PROVIDED MATERIAL start

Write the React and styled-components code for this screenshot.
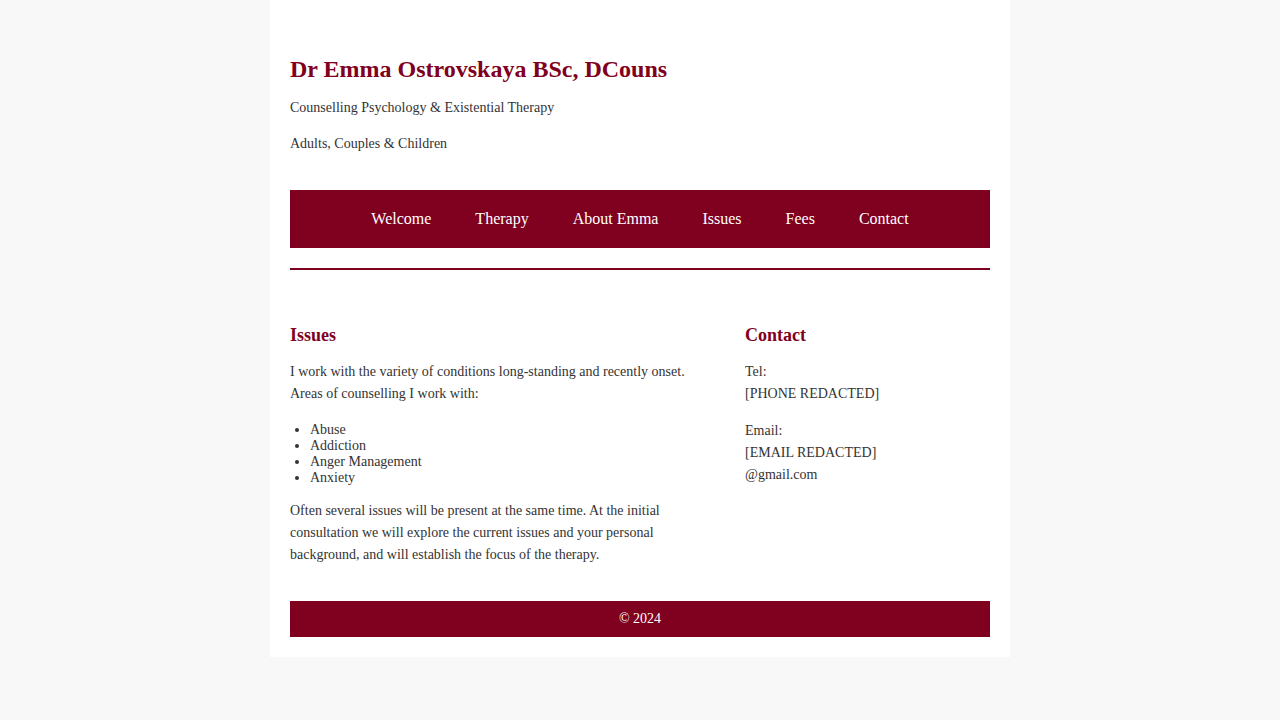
import React from "react";
import styled, { createGlobalStyle } from "styled-components";

const GlobalStyle = createGlobalStyle`
  *, *::before, *::after { box-sizing: border-box; }
  body {
    margin: 0;
    background: #f8f8f8;
    color: #333;
    font-family: "Liberation Serif", "Times New Roman", serif;
    font-size: 14px;
    line-height: 16px;
  }
`;

const Page = styled.div`
  max-width: 740px;
  margin: 0 auto;
  padding: 20px;
  background: #fff;
`;

const Title = styled.h1`
  margin: 0 0 11px;
  color: #800020;
  font-size: 24px;
  line-height: 34px;
`;

const Paragraph = styled.p`
  margin: 0 0 15px;
  line-height: 22px;

  &:last-child { margin-bottom: 0; }
`;

const Header = styled.header`
  padding: 32px 0 35px;

  ${Paragraph} + ${Paragraph} { margin-top: 0; }
  ${Paragraph}:not(:last-child) { margin-bottom: 14px; }
`;

const Nav = styled.nav`
  padding: 20px;
  background: #800020;
`;

const NavList = styled.ul`
  display: flex;
  flex-wrap: wrap;
  justify-content: center;
  gap: 44px;
  margin: 0;
  padding: 0;
  list-style: none;
`;

const NavLink = styled.a`
  display: block;
  color: #fff;
  font-size: 16px;
  line-height: 18px;
  text-decoration: none;
`;

const Divider = styled.hr`
  height: 2px;
  margin: 20px 0;
  border: 0;
  background: #800020;
`;

const Columns = styled.div`
  display: grid;
  grid-template-columns: 13fr 7fr;
  padding: 32px 0 15px;
`;

const Main = styled.main`
  padding-right: 35px;
`;

const Aside = styled.aside`
  min-width: 0;
`;

const Heading = styled.h2`
  margin: 0 0 13px;
  color: #800020;
  font-size: 18px;
  line-height: 26px;
`;

const List = styled.ul`
  margin: 17px 0 14px;
  padding-left: 20px;
`;

const Footer = styled.footer`
  margin-top: 20px;
  padding: 10px;
  background: #800020;
  color: #fff;
  text-align: center;
`;

const links = ["Welcome", "Therapy", "About Emma", "Issues", "Fees", "Contact"];
const issues = ["Abuse", "Addiction", "Anger Management", "Anxiety"];

export default function App() {
  return (
    <>
      <GlobalStyle />
      <Page>
        <Header>
          <Title>Dr Emma Ostrovskaya BSc, DCouns</Title>
          <Paragraph>Counselling Psychology &amp; Existential Therapy</Paragraph>
          <Paragraph>Adults, Couples &amp; Children</Paragraph>
        </Header>
        <Nav>
          <NavList>
            {links.map((label) => (
              <li key={label}>
                <NavLink href={"#" + label.toLowerCase().replace(" ", "-")}>{label}</NavLink>
              </li>
            ))}
          </NavList>
        </Nav>
        <Divider />
        <Columns>
          <Main id="issues">
            <Heading>Issues</Heading>
            <Paragraph>
              I work with the variety of conditions long-standing and recently onset. Areas of
              counselling I work with:
            </Paragraph>
            <List>
              {issues.map((issue) => (
                <li key={issue}>{issue}</li>
              ))}
            </List>
            <Paragraph>
              Often several issues will be present at the same time. At the initial consultation we
              will explore the current issues and your personal background, and will establish the
              focus of the therapy.
            </Paragraph>
          </Main>
          <Aside id="contact">
            <Heading>Contact</Heading>
            <Paragraph>
              Tel:
              <br />
              [PHONE REDACTED]
            </Paragraph>
            <Paragraph>
              Email:
              <br />
              [EMAIL REDACTED]
              <br />
              @gmail.com
            </Paragraph>
          </Aside>
        </Columns>
        <Footer>© 2024</Footer>
      </Page>
    </>
  );
}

PROVIDED MATERIAL end

◆ **STATED PROBLEM**
Working from the material above, transcribe it exactly while omitting pictures.

◆ **RESPONSE BELOW**
Write the React and styled-components code for this screenshot.
import React from "react";
import styled, { createGlobalStyle } from "styled-components";

const GlobalStyle = createGlobalStyle`
  *, *::before, *::after { box-sizing: border-box; }
  body {
    margin: 0;
    background: #f8f8f8;
    color: #333;
    font-family: "Liberation Serif", "Times New Roman", serif;
    font-size: 14px;
    line-height: 16px;
  }
`;

const Page = styled.div`
  max-width: 740px;
  margin: 0 auto;
  padding: 20px;
  background: #fff;
`;

const Title = styled.h1`
  margin: 0 0 11px;
  color: #800020;
  font-size: 24px;
  line-height: 34px;
`;

const Paragraph = styled.p`
  margin: 0 0 15px;
  line-height: 22px;

  &:last-child { margin-bottom: 0; }
`;

const Header = styled.header`
  padding: 32px 0 35px;

  ${Paragraph} + ${Paragraph} { margin-top: 0; }
  ${Paragraph}:not(:last-child) { margin-bottom: 14px; }
`;

const Nav = styled.nav`
  padding: 20px;
  background: #800020;
`;

const NavList = styled.ul`
  display: flex;
  flex-wrap: wrap;
  justify-content: center;
  gap: 44px;
  margin: 0;
  padding: 0;
  list-style: none;
`;

const NavLink = styled.a`
  display: block;
  color: #fff;
  font-size: 16px;
  line-height: 18px;
  text-decoration: none;
`;

const Divider = styled.hr`
  height: 2px;
  margin: 20px 0;
  border: 0;
  background: #800020;
`;

const Columns = styled.div`
  display: grid;
  grid-template-columns: 13fr 7fr;
  padding: 32px 0 15px;
`;

const Main = styled.main`
  padding-right: 35px;
`;

const Aside = styled.aside`
  min-width: 0;
`;

const Heading = styled.h2`
  margin: 0 0 13px;
  color: #800020;
  font-size: 18px;
  line-height: 26px;
`;

const List = styled.ul`
  margin: 17px 0 14px;
  padding-left: 20px;
`;

const Footer = styled.footer`
  margin-top: 20px;
  padding: 10px;
  background: #800020;
  color: #fff;
  text-align: center;
`;

const links = ["Welcome", "Therapy", "About Emma", "Issues", "Fees", "Contact"];
const issues = ["Abuse", "Addiction", "Anger Management", "Anxiety"];

export default function App() {
  return (
    <>
      <GlobalStyle />
      <Page>
        <Header>
          <Title>Dr Emma Ostrovskaya BSc, DCouns</Title>
          <Paragraph>Counselling Psychology &amp; Existential Therapy</Paragraph>
          <Paragraph>Adults, Couples &amp; Children</Paragraph>
        </Header>
        <Nav>
          <NavList>
            {links.map((label) => (
              <li key={label}>
                <NavLink href={"#" + label.toLowerCase().replace(" ", "-")}>{label}</NavLink>
              </li>
            ))}
          </NavList>
        </Nav>
        <Divider />
        <Columns>
          <Main id="issues">
            <Heading>Issues</Heading>
            <Paragraph>
              I work with the variety of conditions long-standing and recently onset. Areas of
              counselling I work with:
            </Paragraph>
            <List>
              {issues.map((issue) => (
                <li key={issue}>{issue}</li>
              ))}
            </List>
            <Paragraph>
              Often several issues will be present at the same time. At the initial consultation we
              will explore the current issues and your personal background, and will establish the
              focus of the therapy.
            </Paragraph>
          </Main>
          <Aside id="contact">
            <Heading>Contact</Heading>
            <Paragraph>
              Tel:
              <br />
              [PHONE REDACTED]
            </Paragraph>
            <Paragraph>
              Email:
              <br />
              [EMAIL REDACTED]
              <br />
              @gmail.com
            </Paragraph>
          </Aside>
        </Columns>
        <Footer>© 2024</Footer>
      </Page>
    </>
  );
}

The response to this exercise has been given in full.